2. Interpolated into the critical analytical patterns we find "ideal" figures who check our prattle of "cynicism," "satire" or "misanthropy": Greek and Trojan chivalrically fraternizing; Hector, Uysses in his degree speech, perhaps; the Duke in his quasi regal moments; the Isabella who talks Christian charity so moving.... All are as if inset or montage figures, so that in their context they appear out of phase; ... such fulfillments, perhaps, not realities. But that is not quite it either: rather they are counter statements of "what man might be" counterpoised with what he is, like the tragic and the comic tones of the play.


3. Surely it is needless to insist that these plays involve us in discoveries always of a bad reality beneath the fair appearances of things: revelations, painful in the extreme and we are made to feel the pain-- of the distressing, disintegrating possibilities of human meanness (ignobility and treachery, craft and selfishness) inflicted on Hamlet, Isabella, Troilus and, in a slighter way, Helena.


4. All the Problem Plays are profoundly concerned with seeming and being; and this can cover both sex and human worth (each claiming nobility). Combine this with what I have just said about "disintegrating" discoveries, and, with a wider generalization, you can say that they share a quality which can be called maskedness not only because "unmaskng" describes so many of the actions, but because the total effect of all three (or four) plays together is to present a world of appearances (very close to a realistically observed reality) capable of opening--like a masque set transformation scene--and disclosing something totally different. This maskedness brings doubt, mixed feelings, an "edgy" curiosity, a kind of fear.


From A. P. Rossiter, Angel with Horns, "The Problem Plays."
Schanzer on Shakespeare's Problem Plays
Notes on Ernest Schanzer, The Problem Plays of Shakespeare: A Study of "Julius Caesar, Measure for Measure, and Antony and Cleopatra" (London, 1963).


Schanzer quotes and approves of W.W. Lawrence's definition; i.e., that "the essential characteristic of a problem play ... is that a perplexing and distressing complication in human life is presented in a spirit of high seriousness ... the theme is handled so as to arouse not merely interest or excitement, or pity or amusement, but to probe the complicated interrelations of character and action, in a situation admitting of different ethical interpretations .... The'problem'is not like one in mathematics, to which there is a single true solution, but is one of conduct, as to which there are no fixed and immutable laws. Often it cannot be reduced to any formula, any one question, since human life is too complex to be so neatly simplified" (Shakespeare's Problem Comedies, 1931, p.4)


"Lawrence thus, very properly to my mind, confines the problem in these plays to the sphere of ethics" (p. 3).
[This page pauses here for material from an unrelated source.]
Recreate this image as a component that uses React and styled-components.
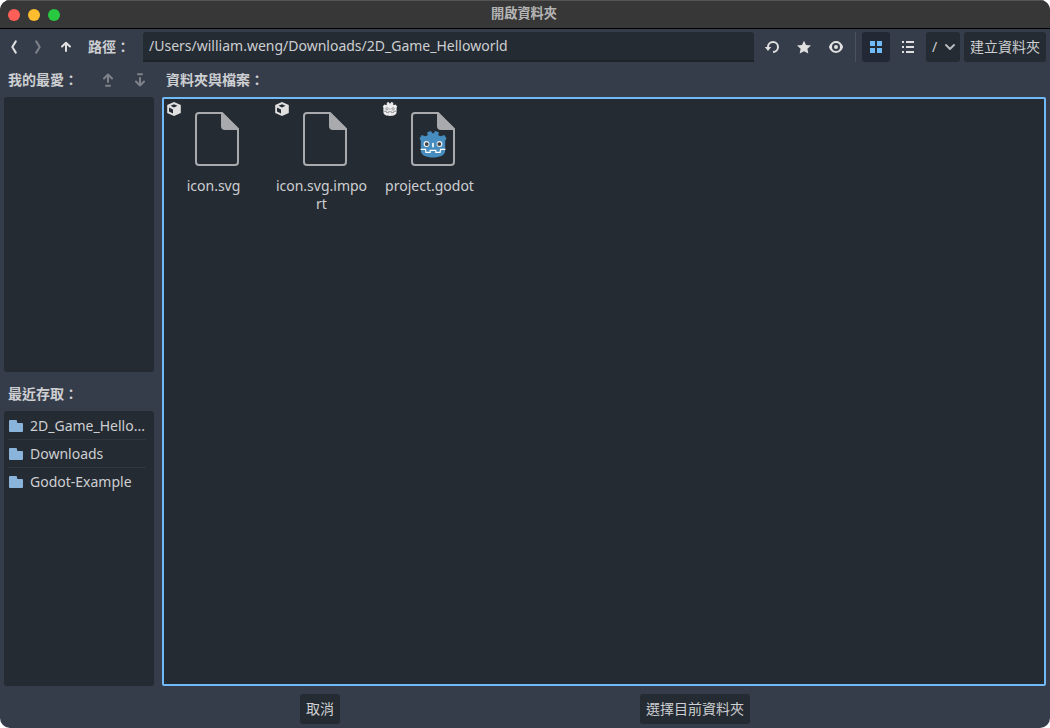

Schanzer states: "I shall follow Lawrence in restricting it to moral problems, and exclude plays--if such there be--which primarily concern themselves with problems that are psychological, metaphysical, social, or political" (p. 5). "In watching a problem play our predominant state of mind during at least part of the action is one of doubt of our moral bearings. But such doubt is not in itself enough to make it a problem play .... What seems needed as well in a problem play is a concern with a central moral problem, which will inevitably take the form of an act of choice confronting the protagonist, and in relation to which we are in doubt of our moral bearings" (p. 5). "The moral issue must not only be central to the play but it must appear problematic to the audience rather than to any of the characters" (p. 6).


"The definition of the Shakespearian problems play which I therefore suggest is: 'A play in which we find a concern with a moral problem which is central to it, presented in such a manner that we are unsure of our moral bearings, so that uncertain and divided responses to it in the minds of the audience are possible or even probable' (p. 6). "It will also be noted that, in opposition to Boas, Lawrence, and Tillyard, I do not mark off the problem play from the comedies and tragedies as a separate type. What, to my mind, distinguishes the problem play is a particular mode of presenting moral problems and this can be found in Shakespeare's tragedies and comedies alike' (pp. 6, 7). Schanzer goes on to reject as problem plays all but the three plays he intends to cover.


On technique: "One of the marks of these plays--though it is by no means confined to them--is the playwright's procedure of manipulating our response to the principal characters, playing fast and loose with our response affections for them, engaging and alienating them in turn. (For the sake of convenience, the term 'dramatic coquetry' may be coined to describe this procedure.)" (p. 70).


"We find, then, a complete antithesis between Shakespeare's and Whetstone's presentation of their heroine's choice. To put it crudely and, perhaps, over simply, but not, I think, unjustly: whereas Whetstone keeps his heroine divided and wavering but his audience single minded and free from doubts but his audience divided and wavering. In other words, Measure for Measure is a problem play, whereas Promos and Cassandra is not" (p. 109).